Records to use:

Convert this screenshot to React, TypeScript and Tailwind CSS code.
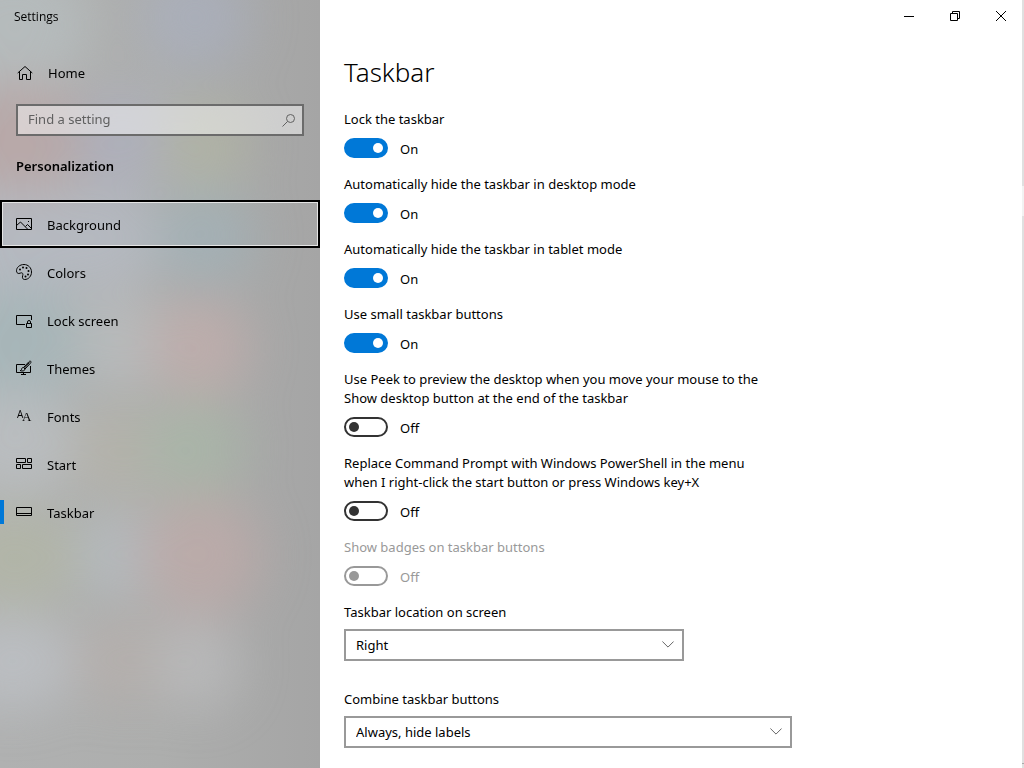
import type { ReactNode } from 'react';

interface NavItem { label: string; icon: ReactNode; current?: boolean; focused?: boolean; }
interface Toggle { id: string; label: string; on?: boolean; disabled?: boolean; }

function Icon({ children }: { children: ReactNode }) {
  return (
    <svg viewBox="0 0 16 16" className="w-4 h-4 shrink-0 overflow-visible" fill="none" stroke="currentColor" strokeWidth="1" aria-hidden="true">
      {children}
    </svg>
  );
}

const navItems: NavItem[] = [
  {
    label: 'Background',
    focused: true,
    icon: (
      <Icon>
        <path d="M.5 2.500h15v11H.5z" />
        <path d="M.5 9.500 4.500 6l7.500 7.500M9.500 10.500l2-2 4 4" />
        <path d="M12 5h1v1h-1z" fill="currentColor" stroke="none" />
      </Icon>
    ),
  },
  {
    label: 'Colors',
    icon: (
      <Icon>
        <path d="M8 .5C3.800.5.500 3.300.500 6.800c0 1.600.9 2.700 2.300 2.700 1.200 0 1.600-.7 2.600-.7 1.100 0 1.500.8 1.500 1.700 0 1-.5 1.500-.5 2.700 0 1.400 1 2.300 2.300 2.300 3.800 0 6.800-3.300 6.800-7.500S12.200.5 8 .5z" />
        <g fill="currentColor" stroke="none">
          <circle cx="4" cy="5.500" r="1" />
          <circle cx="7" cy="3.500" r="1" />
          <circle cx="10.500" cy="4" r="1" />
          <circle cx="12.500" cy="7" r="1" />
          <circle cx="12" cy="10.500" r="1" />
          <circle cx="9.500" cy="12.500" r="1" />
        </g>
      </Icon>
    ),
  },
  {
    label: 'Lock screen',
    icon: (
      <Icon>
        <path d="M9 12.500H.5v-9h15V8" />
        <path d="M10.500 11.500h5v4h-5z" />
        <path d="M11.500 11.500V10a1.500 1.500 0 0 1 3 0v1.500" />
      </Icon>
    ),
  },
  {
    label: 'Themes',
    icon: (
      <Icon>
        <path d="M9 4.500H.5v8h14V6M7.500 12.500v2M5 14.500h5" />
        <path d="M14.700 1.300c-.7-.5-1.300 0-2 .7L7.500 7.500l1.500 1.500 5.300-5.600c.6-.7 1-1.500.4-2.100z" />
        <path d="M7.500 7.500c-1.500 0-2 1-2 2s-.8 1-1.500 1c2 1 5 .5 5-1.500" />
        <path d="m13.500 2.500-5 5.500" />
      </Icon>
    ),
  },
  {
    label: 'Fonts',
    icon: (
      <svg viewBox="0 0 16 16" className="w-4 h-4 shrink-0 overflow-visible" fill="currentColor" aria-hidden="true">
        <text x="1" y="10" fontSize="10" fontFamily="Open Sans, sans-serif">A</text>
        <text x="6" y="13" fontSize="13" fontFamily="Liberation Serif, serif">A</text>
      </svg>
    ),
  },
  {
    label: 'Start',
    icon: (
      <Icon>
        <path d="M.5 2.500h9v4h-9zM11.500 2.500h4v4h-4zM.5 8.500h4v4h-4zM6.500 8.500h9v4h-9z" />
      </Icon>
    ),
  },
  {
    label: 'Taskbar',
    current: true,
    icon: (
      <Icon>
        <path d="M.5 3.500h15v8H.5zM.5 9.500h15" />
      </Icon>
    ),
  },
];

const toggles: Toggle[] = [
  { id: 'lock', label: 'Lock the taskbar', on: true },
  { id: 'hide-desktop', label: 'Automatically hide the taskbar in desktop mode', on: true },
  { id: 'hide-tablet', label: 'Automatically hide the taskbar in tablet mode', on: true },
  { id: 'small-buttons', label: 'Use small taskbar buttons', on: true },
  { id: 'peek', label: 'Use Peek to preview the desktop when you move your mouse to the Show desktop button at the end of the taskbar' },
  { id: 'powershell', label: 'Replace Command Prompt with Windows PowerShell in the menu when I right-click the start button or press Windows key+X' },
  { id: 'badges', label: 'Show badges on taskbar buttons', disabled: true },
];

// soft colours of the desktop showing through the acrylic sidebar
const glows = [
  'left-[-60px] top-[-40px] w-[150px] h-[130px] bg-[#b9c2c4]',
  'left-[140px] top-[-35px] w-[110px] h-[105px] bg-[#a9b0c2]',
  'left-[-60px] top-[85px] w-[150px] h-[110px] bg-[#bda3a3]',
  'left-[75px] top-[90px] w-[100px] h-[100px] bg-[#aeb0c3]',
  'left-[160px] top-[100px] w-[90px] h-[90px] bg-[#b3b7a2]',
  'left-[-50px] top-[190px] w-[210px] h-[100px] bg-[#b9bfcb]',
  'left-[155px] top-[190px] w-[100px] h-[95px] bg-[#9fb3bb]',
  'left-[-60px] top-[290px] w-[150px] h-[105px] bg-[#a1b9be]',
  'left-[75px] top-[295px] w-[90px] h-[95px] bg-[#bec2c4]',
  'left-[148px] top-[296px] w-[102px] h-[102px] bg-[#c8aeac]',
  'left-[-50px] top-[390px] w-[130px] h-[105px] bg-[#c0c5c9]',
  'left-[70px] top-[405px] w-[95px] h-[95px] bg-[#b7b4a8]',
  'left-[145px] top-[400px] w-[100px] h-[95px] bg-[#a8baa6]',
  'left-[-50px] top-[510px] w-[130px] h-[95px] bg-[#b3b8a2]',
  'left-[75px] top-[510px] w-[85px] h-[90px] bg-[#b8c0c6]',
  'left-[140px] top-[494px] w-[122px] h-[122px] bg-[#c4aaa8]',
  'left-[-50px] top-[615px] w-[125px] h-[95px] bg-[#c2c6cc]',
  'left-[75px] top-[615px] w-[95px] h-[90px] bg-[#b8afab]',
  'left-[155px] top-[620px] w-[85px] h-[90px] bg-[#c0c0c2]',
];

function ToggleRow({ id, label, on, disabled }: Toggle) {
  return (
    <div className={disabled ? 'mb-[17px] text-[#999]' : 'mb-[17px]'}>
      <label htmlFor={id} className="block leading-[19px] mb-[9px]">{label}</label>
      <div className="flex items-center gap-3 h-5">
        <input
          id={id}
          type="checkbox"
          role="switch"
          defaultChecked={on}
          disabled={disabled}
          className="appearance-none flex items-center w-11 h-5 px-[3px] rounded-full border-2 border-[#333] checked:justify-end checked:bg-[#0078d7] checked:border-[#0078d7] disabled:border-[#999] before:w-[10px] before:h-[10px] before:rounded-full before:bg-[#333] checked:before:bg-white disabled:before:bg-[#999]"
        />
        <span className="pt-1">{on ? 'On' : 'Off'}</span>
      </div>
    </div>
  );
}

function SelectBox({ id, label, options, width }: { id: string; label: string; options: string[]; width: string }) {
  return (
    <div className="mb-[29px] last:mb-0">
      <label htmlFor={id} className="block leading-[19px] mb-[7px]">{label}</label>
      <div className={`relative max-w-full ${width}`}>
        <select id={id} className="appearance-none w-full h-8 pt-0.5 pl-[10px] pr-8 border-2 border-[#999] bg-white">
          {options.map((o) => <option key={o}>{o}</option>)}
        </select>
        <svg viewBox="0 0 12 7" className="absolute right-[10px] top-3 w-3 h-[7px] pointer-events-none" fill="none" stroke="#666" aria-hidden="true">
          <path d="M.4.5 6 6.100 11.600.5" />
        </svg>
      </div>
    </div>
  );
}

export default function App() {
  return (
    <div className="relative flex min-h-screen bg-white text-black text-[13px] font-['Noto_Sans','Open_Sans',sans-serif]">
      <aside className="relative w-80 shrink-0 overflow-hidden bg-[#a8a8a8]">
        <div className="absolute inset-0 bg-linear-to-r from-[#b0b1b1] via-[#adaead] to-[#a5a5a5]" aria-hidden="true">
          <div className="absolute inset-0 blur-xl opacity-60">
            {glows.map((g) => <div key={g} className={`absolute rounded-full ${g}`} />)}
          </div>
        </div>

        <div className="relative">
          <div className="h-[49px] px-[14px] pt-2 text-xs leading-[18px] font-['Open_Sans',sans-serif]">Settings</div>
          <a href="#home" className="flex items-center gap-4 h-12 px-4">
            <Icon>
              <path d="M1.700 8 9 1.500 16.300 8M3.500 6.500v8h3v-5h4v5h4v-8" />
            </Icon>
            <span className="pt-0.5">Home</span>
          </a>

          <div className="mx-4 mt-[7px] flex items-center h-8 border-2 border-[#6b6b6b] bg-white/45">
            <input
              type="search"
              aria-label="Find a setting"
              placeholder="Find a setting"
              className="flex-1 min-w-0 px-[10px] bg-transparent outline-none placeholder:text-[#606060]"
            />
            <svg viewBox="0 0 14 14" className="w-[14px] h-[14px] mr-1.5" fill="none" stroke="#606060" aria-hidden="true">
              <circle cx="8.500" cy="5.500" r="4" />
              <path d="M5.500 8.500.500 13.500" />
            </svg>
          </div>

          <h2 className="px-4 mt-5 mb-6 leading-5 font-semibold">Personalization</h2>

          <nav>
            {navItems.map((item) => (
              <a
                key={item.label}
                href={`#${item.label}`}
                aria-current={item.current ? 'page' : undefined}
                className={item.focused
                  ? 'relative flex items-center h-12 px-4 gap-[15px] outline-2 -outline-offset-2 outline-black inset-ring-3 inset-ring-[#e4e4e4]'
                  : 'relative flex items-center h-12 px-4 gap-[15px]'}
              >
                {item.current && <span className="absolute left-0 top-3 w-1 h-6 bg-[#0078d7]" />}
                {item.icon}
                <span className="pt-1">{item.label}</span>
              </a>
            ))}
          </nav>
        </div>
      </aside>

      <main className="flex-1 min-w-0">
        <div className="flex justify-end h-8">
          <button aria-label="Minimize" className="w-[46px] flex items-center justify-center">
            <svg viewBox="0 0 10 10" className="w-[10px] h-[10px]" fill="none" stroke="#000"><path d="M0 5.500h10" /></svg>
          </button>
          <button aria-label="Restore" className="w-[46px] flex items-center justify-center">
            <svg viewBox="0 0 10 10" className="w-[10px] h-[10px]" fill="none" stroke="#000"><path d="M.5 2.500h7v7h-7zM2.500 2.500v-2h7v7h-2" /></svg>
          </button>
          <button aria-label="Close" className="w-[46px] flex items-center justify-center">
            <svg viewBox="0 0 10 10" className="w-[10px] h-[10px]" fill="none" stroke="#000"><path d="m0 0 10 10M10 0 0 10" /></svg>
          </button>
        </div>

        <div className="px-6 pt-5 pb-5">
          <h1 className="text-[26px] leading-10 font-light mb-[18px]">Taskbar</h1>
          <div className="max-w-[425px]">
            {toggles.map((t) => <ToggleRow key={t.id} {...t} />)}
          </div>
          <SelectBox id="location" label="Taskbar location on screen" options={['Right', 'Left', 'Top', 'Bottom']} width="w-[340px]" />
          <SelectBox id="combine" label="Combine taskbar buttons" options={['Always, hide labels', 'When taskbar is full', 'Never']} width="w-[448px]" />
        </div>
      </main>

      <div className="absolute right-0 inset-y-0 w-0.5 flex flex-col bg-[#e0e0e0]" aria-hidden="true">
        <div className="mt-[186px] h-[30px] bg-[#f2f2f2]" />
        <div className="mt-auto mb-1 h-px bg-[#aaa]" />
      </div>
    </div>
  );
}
* * *
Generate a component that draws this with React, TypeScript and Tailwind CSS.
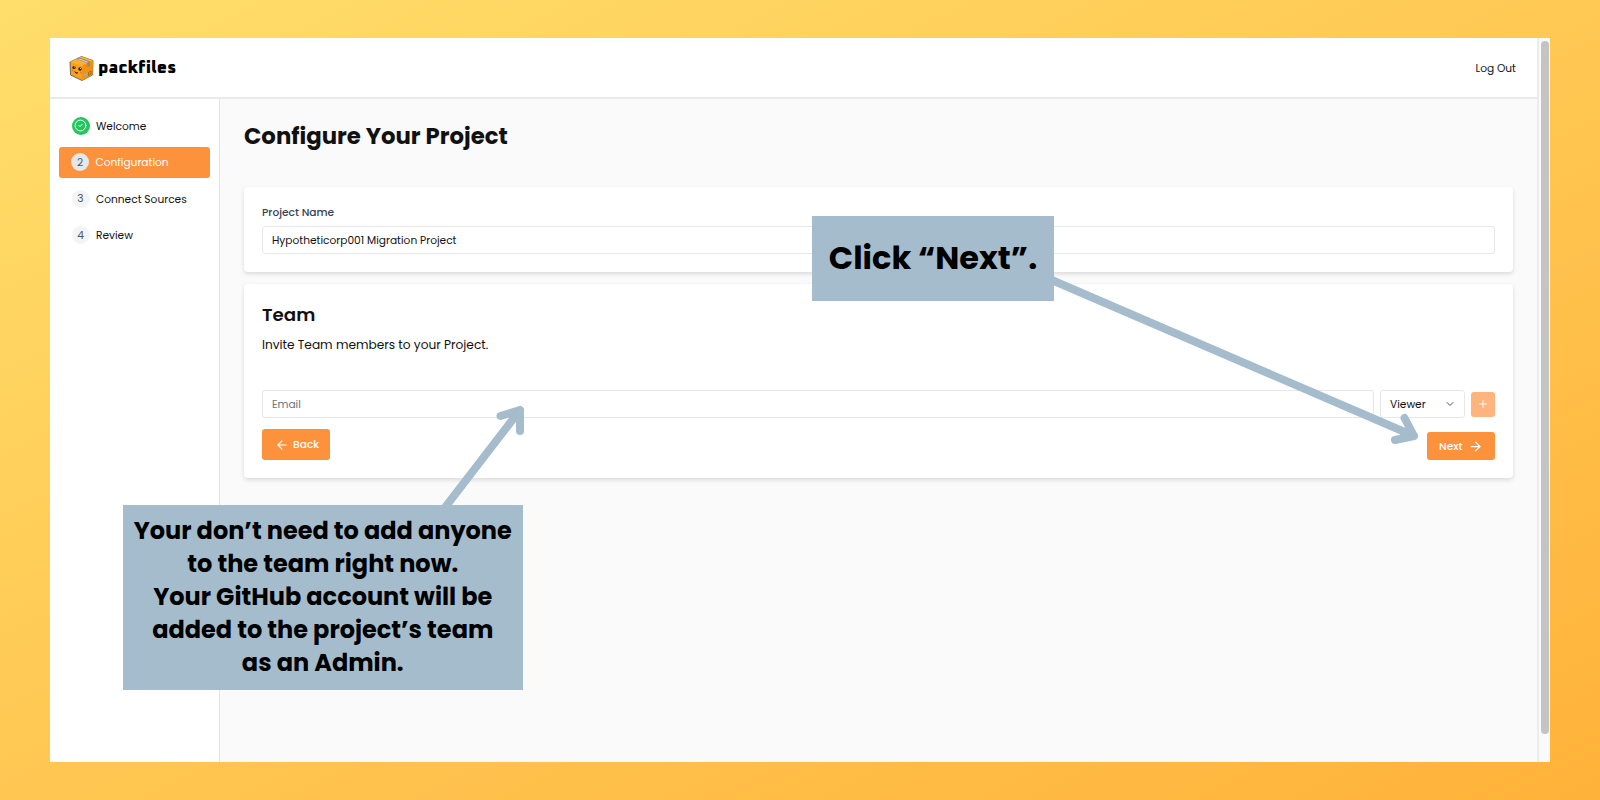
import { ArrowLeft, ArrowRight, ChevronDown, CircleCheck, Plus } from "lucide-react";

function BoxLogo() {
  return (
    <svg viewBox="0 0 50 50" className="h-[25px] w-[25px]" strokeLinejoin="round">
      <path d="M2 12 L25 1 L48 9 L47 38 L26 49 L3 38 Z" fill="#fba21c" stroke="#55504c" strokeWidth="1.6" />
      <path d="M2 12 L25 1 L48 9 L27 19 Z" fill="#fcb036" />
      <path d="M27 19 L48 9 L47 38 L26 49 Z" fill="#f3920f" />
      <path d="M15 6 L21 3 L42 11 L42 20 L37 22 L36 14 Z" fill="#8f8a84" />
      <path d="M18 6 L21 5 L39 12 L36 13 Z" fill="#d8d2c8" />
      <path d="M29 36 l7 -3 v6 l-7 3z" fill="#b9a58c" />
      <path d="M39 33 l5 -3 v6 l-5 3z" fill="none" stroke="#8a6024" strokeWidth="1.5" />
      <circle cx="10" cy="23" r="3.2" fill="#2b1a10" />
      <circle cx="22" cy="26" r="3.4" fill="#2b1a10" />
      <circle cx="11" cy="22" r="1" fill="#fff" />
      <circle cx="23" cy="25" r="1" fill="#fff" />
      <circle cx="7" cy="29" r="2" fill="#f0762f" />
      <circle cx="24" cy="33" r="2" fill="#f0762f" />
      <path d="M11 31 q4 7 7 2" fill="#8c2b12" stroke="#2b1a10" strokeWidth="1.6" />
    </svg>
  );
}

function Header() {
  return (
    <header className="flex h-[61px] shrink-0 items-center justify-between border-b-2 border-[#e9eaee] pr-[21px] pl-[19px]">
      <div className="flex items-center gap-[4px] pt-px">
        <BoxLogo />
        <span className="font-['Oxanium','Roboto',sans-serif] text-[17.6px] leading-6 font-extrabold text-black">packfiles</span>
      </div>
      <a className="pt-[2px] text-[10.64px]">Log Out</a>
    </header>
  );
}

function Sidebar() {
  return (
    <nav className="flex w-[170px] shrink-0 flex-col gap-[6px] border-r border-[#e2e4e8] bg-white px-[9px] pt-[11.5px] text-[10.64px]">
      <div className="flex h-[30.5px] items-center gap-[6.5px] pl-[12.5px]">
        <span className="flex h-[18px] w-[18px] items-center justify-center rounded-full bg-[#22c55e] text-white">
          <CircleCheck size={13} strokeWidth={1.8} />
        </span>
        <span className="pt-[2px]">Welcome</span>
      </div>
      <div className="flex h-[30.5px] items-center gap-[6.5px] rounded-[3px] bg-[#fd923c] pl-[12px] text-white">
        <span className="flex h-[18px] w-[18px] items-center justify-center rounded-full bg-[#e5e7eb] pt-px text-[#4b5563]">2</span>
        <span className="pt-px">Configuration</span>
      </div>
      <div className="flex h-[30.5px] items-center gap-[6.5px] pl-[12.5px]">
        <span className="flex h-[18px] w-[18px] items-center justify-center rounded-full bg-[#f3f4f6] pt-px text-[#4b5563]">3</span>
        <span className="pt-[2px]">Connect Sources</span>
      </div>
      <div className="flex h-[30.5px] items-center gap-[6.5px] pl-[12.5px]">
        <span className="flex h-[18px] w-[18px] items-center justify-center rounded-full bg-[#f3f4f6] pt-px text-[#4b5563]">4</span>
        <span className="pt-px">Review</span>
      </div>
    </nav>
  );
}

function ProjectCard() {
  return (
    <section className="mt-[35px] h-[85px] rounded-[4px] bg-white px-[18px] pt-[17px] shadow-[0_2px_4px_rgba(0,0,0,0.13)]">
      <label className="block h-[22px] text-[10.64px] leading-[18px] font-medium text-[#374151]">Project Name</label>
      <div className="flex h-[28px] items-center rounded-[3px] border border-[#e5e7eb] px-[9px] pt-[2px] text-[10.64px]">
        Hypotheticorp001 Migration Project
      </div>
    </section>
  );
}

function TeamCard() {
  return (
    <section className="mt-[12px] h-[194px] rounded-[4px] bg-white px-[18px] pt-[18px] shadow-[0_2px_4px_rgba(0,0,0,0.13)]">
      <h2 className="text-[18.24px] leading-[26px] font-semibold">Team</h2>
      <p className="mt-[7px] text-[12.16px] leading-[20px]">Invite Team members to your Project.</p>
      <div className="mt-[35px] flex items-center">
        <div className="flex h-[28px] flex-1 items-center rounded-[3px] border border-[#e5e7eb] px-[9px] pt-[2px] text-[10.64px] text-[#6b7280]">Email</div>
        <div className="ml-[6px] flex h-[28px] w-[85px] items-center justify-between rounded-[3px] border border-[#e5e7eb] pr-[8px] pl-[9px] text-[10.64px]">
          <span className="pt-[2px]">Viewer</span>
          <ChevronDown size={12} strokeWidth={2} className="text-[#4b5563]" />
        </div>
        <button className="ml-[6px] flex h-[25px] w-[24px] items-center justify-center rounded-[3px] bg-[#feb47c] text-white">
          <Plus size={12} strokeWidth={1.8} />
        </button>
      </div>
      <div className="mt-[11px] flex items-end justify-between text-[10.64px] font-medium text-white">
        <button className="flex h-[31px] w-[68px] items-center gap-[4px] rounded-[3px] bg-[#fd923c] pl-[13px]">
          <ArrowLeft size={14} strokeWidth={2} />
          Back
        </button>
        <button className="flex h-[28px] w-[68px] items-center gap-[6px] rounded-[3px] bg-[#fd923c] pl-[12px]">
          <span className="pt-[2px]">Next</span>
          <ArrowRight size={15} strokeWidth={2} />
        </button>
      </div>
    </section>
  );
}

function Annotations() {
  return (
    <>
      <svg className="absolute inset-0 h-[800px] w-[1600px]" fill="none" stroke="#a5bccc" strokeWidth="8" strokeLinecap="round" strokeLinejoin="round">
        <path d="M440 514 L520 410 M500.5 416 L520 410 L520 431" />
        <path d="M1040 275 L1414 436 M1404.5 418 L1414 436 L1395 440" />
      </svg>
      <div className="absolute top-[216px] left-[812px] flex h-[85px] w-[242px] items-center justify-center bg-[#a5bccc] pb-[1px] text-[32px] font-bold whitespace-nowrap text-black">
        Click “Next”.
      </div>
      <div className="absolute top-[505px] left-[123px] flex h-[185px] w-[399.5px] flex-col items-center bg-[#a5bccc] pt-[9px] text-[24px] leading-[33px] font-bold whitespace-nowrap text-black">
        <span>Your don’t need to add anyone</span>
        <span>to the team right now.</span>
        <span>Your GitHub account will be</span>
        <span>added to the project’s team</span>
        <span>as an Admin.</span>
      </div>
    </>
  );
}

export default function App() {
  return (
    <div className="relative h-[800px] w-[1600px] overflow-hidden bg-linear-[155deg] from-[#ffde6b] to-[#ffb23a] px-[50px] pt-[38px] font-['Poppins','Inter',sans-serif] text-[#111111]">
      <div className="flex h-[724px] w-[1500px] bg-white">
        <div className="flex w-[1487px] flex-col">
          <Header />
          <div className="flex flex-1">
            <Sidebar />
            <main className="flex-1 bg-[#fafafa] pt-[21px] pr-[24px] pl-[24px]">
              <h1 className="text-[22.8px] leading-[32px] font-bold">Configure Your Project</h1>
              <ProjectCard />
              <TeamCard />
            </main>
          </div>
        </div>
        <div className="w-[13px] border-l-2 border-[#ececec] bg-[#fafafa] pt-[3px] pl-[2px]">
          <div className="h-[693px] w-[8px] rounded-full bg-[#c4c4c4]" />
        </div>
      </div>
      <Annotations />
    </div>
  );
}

Requirements:
From the records above, copy exactly the lines starting at the one with "Convert this screenshot" and ending at the one with "string; on?: boolean;", and no others. Pictures stay out.

Task solution:
Convert this screenshot to React, TypeScript and Tailwind CSS code.
import type { ReactNode } from 'react';

interface NavItem { label: string; icon: ReactNode; current?: boolean; focused?: boolean; }
interface Toggle { id: string; label: string; on?: boolean; disabled?: boolean; }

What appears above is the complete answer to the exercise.